Rows from a dataset of pages and code
*-*-*

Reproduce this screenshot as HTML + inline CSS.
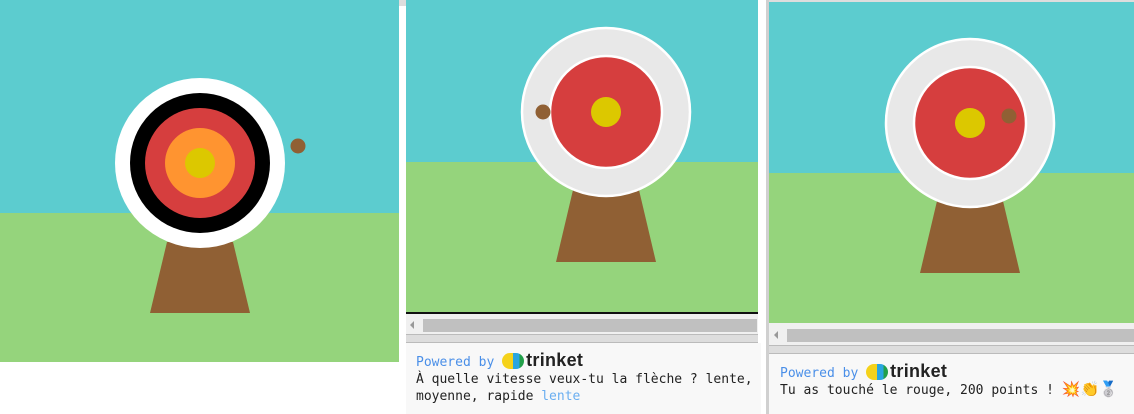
<!DOCTYPE html>
<html><head><meta charset="utf-8"><style>
*{margin:0;padding:0;box-sizing:border-box}
body{width:1134px;height:414px;background:#fff;position:relative;overflow:hidden;font-family:"DejaVu Sans Mono","Liberation Mono",monospace}
.a{position:absolute}
.txt{font-size:13px;line-height:17px;color:#222;white-space:pre}
.pw{color:#4a8fe8}
.logo{display:inline-block;vertical-align:-3px;width:22px;height:16px;border-radius:8px;background:linear-gradient(90deg,#f5d21a 0 50%,#2aa5e0 50% 80%,#22a04a 80%);margin-right:2px}
.tk{font-family:"Liberation Sans",sans-serif;font-weight:bold;font-size:18px;color:#222;letter-spacing:0.3px}
</style></head><body>
<!-- panel 1 -->
<div class="a" style="left:0;top:0;width:399px;height:213px;background:#5ccccf"></div>
<div class="a" style="left:0;top:213px;width:399px;height:149px;background:#95d47c"></div>
<svg class="a" style="left:0;top:0" width="399" height="362">
<polygon points="167,242 233,242 250,313 150,313" fill="#906034"/>
<circle cx="200" cy="163" r="85" fill="#fff"/>
<circle cx="200" cy="163" r="70" fill="#000"/>
<circle cx="200" cy="163" r="55" fill="#d63e3e"/>
<circle cx="200" cy="163" r="35" fill="#ff9430"/>
<circle cx="200" cy="163" r="15" fill="#dcc800"/>
<circle cx="298" cy="146" r="7.5" fill="#906034"/>
</svg>
<div class="a" style="left:399px;top:0;width:7px;height:6px;background:#ddd"></div>
<!-- panel 2 -->
<div class="a" style="left:406px;top:0;width:352px;height:162px;background:#5ccccf"></div>
<div class="a" style="left:406px;top:162px;width:352px;height:150px;background:#95d47c"></div>
<svg class="a" style="left:406px;top:0" width="352" height="312">
<polygon points="167,190 233,190 250,262 150,262" fill="#906034"/>
<circle cx="200" cy="112" r="84" fill="#e8e8e8" stroke="#fff" stroke-width="2.5"/>
<circle cx="200" cy="112" r="56" fill="#d63e3e" stroke="#fff" stroke-width="2.5"/>
<circle cx="200" cy="112" r="15" fill="#dcc800"/>
<circle cx="137" cy="112" r="7.5" fill="#906034"/>
</svg>
<div class="a" style="left:406px;top:312px;width:352px;height:2px;background:#111"></div>
<div class="a" style="left:406px;top:314px;width:352px;height:20px;background:#f0f0f0"></div>
<div class="a" style="left:423px;top:319px;width:334px;height:13px;background:#c0c0c0"></div>
<div class="a" style="left:410px;top:321px;width:0;height:0;border:4px solid transparent;border-right-color:#999;border-left:0"></div>
<div class="a" style="left:406px;top:334px;width:352px;height:9px;background:#ddd;border-top:1px solid #bbb;border-bottom:1px solid #bbb"></div>
<div class="a" style="left:406px;top:343px;width:355px;height:71px;background:#f8f8f8"></div>
<div class="a txt" style="left:416px;top:352px;line-height:17px"><span class="pw">Powered by </span><span class="logo"></span><span class="tk">trinket</span></div>
<div class="a txt" style="left:416px;top:371px;line-height:17px">À quelle vitesse veux-tu la flèche ? lente,
moyenne, rapide <span style="color:#6aaef0">lente</span></div>
<!-- panel 3 -->
<div class="a" style="left:766px;top:0;width:3px;height:414px;background:#d0d0d0"></div>
<div class="a" style="left:769px;top:0;width:365px;height:2px;background:#ddd"></div>
<div class="a" style="left:769px;top:2px;width:365px;height:171px;background:#5ccccf"></div>
<div class="a" style="left:769px;top:173px;width:365px;height:150px;background:#95d47c"></div>
<svg class="a" style="left:769px;top:0" width="365" height="323">
<polygon points="168,201 234,201 251,273 151,273" fill="#906034"/>
<circle cx="201" cy="123" r="84" fill="#e8e8e8" stroke="#fff" stroke-width="2.5"/>
<circle cx="201" cy="123" r="56" fill="#d63e3e" stroke="#fff" stroke-width="2.5"/>
<circle cx="201" cy="123" r="15" fill="#dcc800"/>
<circle cx="240" cy="116" r="7.5" fill="#906034"/>
</svg>
<div class="a" style="left:769px;top:323px;width:365px;height:22px;background:#f0f0f0"></div>
<div class="a" style="left:787px;top:329px;width:347px;height:13px;background:#c0c0c0"></div>
<div class="a" style="left:774px;top:331px;width:0;height:0;border:4px solid transparent;border-right-color:#999;border-left:0"></div>
<div class="a" style="left:769px;top:345px;width:365px;height:9px;background:#ddd;border-top:1px solid #bbb;border-bottom:1px solid #bbb"></div>
<div class="a" style="left:769px;top:354px;width:365px;height:60px;background:#f8f8f8"></div>
<div class="a txt" style="left:780px;top:363px"><span class="pw">Powered by </span><span class="logo"></span><span class="tk">trinket</span></div>
<div class="a txt" style="left:780px;top:381px">Tu as touché le rouge, 200 points ! <span style="font-family:'DejaVu Sans',sans-serif;font-size:15px">💥👏🥈</span></div>
</body></html>
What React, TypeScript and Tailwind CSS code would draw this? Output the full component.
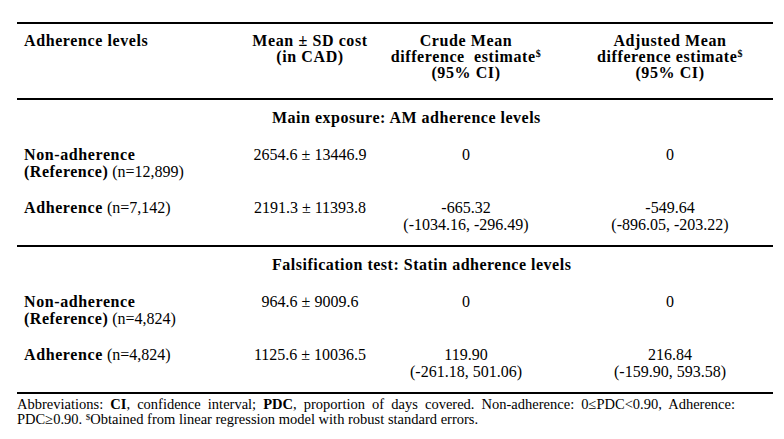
import React from "react";

type Row = {
  bold1: string;
  bold2?: string;
  n: string;
  mean: string;
  crude: string[];
  adjusted: string[];
};

const sections: { title: string; rows: Row[] }[] = [
  {
    title: "Main exposure: AM adherence levels",
    rows: [
      {
        bold1: "Non-adherence",
        bold2: "(Reference)",
        n: "(n=12,899)",
        mean: "2654.6 ± 13446.9",
        crude: ["0"],
        adjusted: ["0"],
      },
      {
        bold1: "Adherence",
        n: "(n=7,142)",
        mean: "2191.3 ± 11393.8",
        crude: ["-665.32", "(-1034.16, -296.49)"],
        adjusted: ["-549.64", "(-896.05, -203.22)"],
      },
    ],
  },
  {
    title: "Falsification test: Statin adherence levels",
    rows: [
      {
        bold1: "Non-adherence",
        bold2: "(Reference)",
        n: "(n=4,824)",
        mean: "964.6 ± 9009.6",
        crude: ["0"],
        adjusted: ["0"],
      },
      {
        bold1: "Adherence",
        n: "(n=4,824)",
        mean: "1125.6 ± 10036.5",
        crude: ["119.90", "(-261.18, 501.06)"],
        adjusted: ["216.84", "(-159.90, 593.58)"],
      },
    ],
  },
];

const cols = "grid grid-cols-[223px_140px_172px_221px]";

function DataRow({ row, first }: { row: Row; first: boolean }) {
  return (
    <div className={`${cols} ${first ? "pt-[20px]" : "pt-[19px]"}`}>
      <div className="pl-[7px]">
        {row.bold2 ? (
          <>
            <div className="font-bold tracking-[0.6px]">{row.bold1}</div>
            <div>
              <span className="font-bold tracking-[0.5px]">{row.bold2}</span> {row.n}
            </div>
          </>
        ) : (
          <div>
            <span className="font-bold tracking-[0.6px]">{row.bold1}</span> {row.n}
          </div>
        )}
      </div>
      <div className="text-center whitespace-nowrap">{row.mean}</div>
      <div className="text-center whitespace-nowrap">
        {row.crude.map((t) => (
          <div key={t}>{t}</div>
        ))}
      </div>
      <div className="pl-[15px] text-center whitespace-nowrap">
        {row.adjusted.map((t) => (
          <div key={t}>{t}</div>
        ))}
      </div>
    </div>
  );
}

export default function App() {
  return (
    <div className="w-[784px] h-[439px] bg-white text-black font-['Liberation_Serif','Times_New_Roman',serif] text-[16px] leading-[17px]">
      <div className="ml-[17px] w-[756px] pt-[22px]">
        <div className="border-t-2 border-black" />

        <div className={`${cols} pt-[9px] pb-[17px] font-bold leading-[16px] tracking-[0.6px]`}>
          <div className="pl-[7px]">Adherence levels</div>
          <div className="text-center">
            <div>Mean ± SD cost</div>
            <div>(in CAD)</div>
          </div>
          <div className="text-center">
            <div>Crude Mean</div>
            <div>
              difference&nbsp; estimate<sup className="text-[10px] leading-none">$</sup>
            </div>
            <div>(95% CI)</div>
          </div>
          <div className="pl-[15px] text-center">
            <div>Adjusted Mean</div>
            <div>
              difference estimate<sup className="text-[10px] leading-none">$</sup>
            </div>
            <div>(95% CI)</div>
          </div>
        </div>

        {sections.map((s) => (
          <div key={s.title}>
            <div className="border-t-2 border-black" />
            <div className="pt-[9px] pl-[255px] font-bold tracking-[0.5px]">{s.title}</div>
            {s.rows.map((r, i) => (
              <DataRow key={i} row={r} first={i === 0} />
            ))}
            <div className="h-[12px]" />
          </div>
        ))}

        <div className="border-t-2 border-black" />
        <div className="pt-[3px] text-[14.5px] leading-[15px]">
          <p className="w-[718px] text-justify [text-align-last:justify]">
            Abbreviations: <b>CI</b>, confidence interval; <b>PDC</b>, proportion of days covered. Non-adherence: 0≤PDC&lt;0.90, Adherence:
          </p>
          <p>
            PDC≥0.90. <sup className="text-[9px] leading-none">$</sup>Obtained from linear regression model with robust standard errors.
          </p>
        </div>
      </div>
    </div>
  );
}
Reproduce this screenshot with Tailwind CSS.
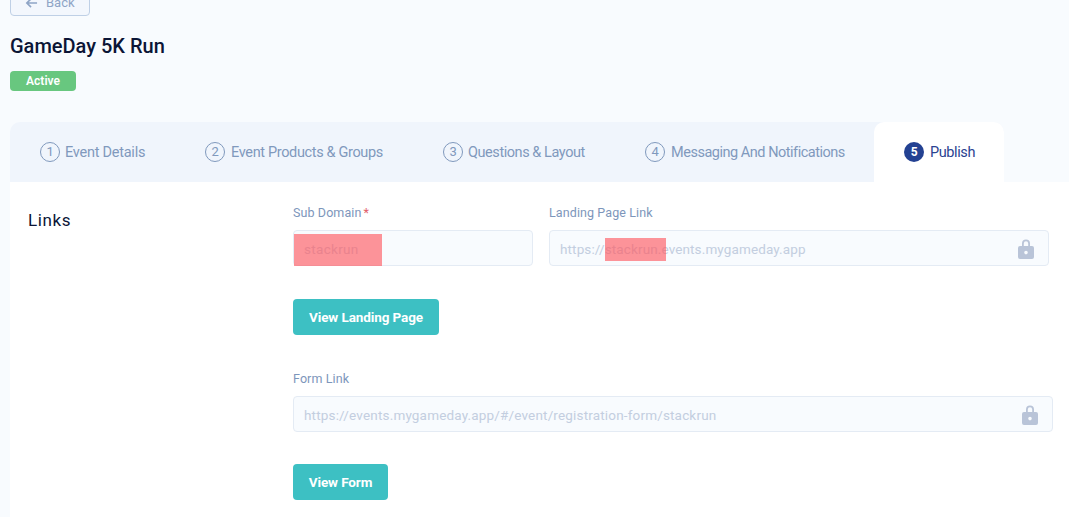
<!DOCTYPE html>
<html lang="en">
<head>
  <meta charset="UTF-8">
  <title>GameDay 5K Run</title>
  <script src="https://cdn.jsdelivr.net/npm/@tailwindcss/browser@4"></script>
</head>
<body class="bg-[#f8fbfe] font-['Roboto',sans-serif] h-[517px] overflow-hidden">

  <!-- page header -->
  <div class="pl-[10px]">
    <button class="mt-[-12px] h-[28px] w-[80px] flex items-center gap-[8px] pl-[14px] pt-[2px] border border-[#bfd0e6] rounded-[4px] bg-[#f3f7fd] text-[#8fa5c6] text-[13px]">
      <svg width="13" height="12" viewBox="0 0 14 12" fill="none" stroke="#8fa5c6" stroke-width="1.8"><path d="M13 6H2M6.500 1.500L2 6l4.500 4.500"/></svg>
      <span>Back</span>
    </button>
    <h1 class="mt-[18px] h-[24px] leading-[24px] text-[20px] font-medium text-[#0b1536]">GameDay 5K Run</h1>
    <span class="mt-[13px] flex items-center justify-center w-[66px] h-[20px] rounded-[4px] bg-[#68c77f] text-white text-[12px] font-semibold">Active</span>
  </div>

  <!-- tabs -->
  <div class="mt-[31px] ml-[10px] w-[994px] h-[60px] flex bg-[#f0f5fc] rounded-t-[10px] text-[14.500px] text-[#8099bd]">
    <div class="px-[30px] w-[165px] flex items-center gap-[5px] whitespace-nowrap tracking-[-0.25px]">
      <span class="w-[20px] h-[20px] shrink-0 rounded-full border border-[#8099bd] flex items-center justify-center text-[13px]">1</span><span class="translate-y-px">Event Details</span>
    </div>
    <div class="px-[30px] w-[238px] flex items-center gap-[6px] whitespace-nowrap tracking-[-0.35px]">
      <span class="w-[20px] h-[20px] shrink-0 rounded-full border border-[#8099bd] flex items-center justify-center text-[13px]">2</span><span class="translate-y-px">Event Products &amp; Groups</span>
    </div>
    <div class="px-[30px] w-[202px] flex items-center gap-[5px] whitespace-nowrap tracking-[-0.44px]">
      <span class="w-[20px] h-[20px] shrink-0 rounded-full border border-[#8099bd] flex items-center justify-center text-[13px]">3</span><span class="translate-y-px">Questions &amp; Layout</span>
    </div>
    <div class="px-[30px] w-[259px] flex items-center gap-[6px] whitespace-nowrap tracking-[-0.48px]">
      <span class="w-[20px] h-[20px] shrink-0 rounded-full border border-[#8099bd] flex items-center justify-center text-[13px]">4</span><span class="translate-y-px">Messaging And Notifications</span>
    </div>
    <div class="px-[30px] w-[130px] flex items-center gap-[6px] whitespace-nowrap tracking-[-0.4px] bg-white rounded-t-[10px] text-[#2a4391]">
      <span class="w-[20px] h-[20px] shrink-0 rounded-full bg-[#234192] text-white flex items-center justify-center text-[12px] font-bold">5</span><span class="translate-y-px">Publish</span>
    </div>
  </div>

  <!-- panel -->
  <div class="ml-[10px] h-[335px] bg-white pl-[18px] flex">
    <div class="w-[265px] pt-[28px] text-[17px] leading-[20px] tracking-[0.6px] text-[#0b1536]">Links</div>
    <div class="pt-[22px]">
      <div class="flex gap-[16px]">
        <div class="w-[240px]">
          <label class="block h-[18px] leading-[18px] text-[12.500px] tracking-[0.1px] text-[#7d96bb]">Sub Domain<span class="ml-[2px] text-[#e2606a]">*</span></label>
          <div class="relative mt-[8px] h-[36px] flex items-center pl-[10px] border border-[#e4ebf4] rounded-[4px] bg-[#f8fbfe] text-[13.500px] tracking-[0.3px] text-[#c3cee0]">
            <span class="translate-y-px">stackrun</span>
            <span class="absolute left-0 top-[3px] w-[88px] h-[32px] bg-[#fe5a63]/65"></span>
          </div>
        </div>
        <div class="w-[500px]">
          <label class="block h-[18px] leading-[18px] text-[12.500px] tracking-[0.1px] text-[#7d96bb]">Landing Page Link</label>
          <div class="relative mt-[8px] h-[36px] flex items-center justify-between pl-[10px] pr-[14px] border border-[#e4ebf4] rounded-[4px] bg-[#f8fbfe] text-[13.500px] tracking-[0.12px] text-[#c3cee0]">
            <span class="translate-y-px">https://stackrun.events.mygameday.app</span>
            <svg width="16" height="21" viewBox="0 0 16 21" fill="#b9c4d8"><path d="M4 8V5.500a4 4 0 0 1 8 0V8h-1.800V5.500a2.200 2.200 0 0 0-4.400 0V8z"/><path fill-rule="evenodd" d="M2 8h12a2 2 0 0 1 2 2v9a2 2 0 0 1-2 2H2a2 2 0 0 1-2-2v-9a2 2 0 0 1 2-2zm6 4.800a1.800 1.800 0 1 0 0 3.600 1.800 1.800 0 0 0 0-3.600z"/></svg>
            <span class="absolute left-[55px] top-[7px] w-[61px] h-[23px] bg-[#fe5a63]/65"></span>
          </div>
        </div>
      </div>
      <button class="mt-[33px] block w-[146px] h-[36px] rounded-[4px] bg-[#3dc0c3] text-white text-[13.500px] font-bold tracking-[-0.1px]">View Landing Page</button>

      <label class="mt-[35px] block h-[18px] leading-[18px] text-[12.500px] tracking-[0.1px] text-[#7d96bb]">Form Link</label>
      <div class="mt-[8px] w-[760px] h-[36px] flex items-center justify-between pl-[10px] pr-[14px] border border-[#e4ebf4] rounded-[4px] bg-[#f8fbfe] text-[13.500px] tracking-[0.17px] text-[#c3cee0]">
        <span class="translate-y-px">https://events.mygameday.app/#/event/registration-form/stackrun</span>
        <svg width="16" height="21" viewBox="0 0 16 21" fill="#b9c4d8"><path d="M4 8V5.500a4 4 0 0 1 8 0V8h-1.800V5.500a2.200 2.200 0 0 0-4.400 0V8z"/><path fill-rule="evenodd" d="M2 8h12a2 2 0 0 1 2 2v9a2 2 0 0 1-2 2H2a2 2 0 0 1-2-2v-9a2 2 0 0 1 2-2zm6 4.800a1.800 1.800 0 1 0 0 3.600 1.800 1.800 0 0 0 0-3.600z"/></svg>
      </div>
      <button class="mt-[32px] block w-[95px] h-[36px] rounded-[4px] bg-[#3dc0c3] text-white text-[13.500px] font-bold tracking-[-0.1px]">View Form</button>
    </div>
  </div>

</body>
</html>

*-*-*

#### Instructions to follow:
From the data, pick out every line that includes "with".

#### Result of this exercise:
            PDC≥0.90. <sup className="text-[9px] leading-none">$</sup>Obtained from linear regression model with robust standard errors.
Reproduce this screenshot with Tailwind CSS.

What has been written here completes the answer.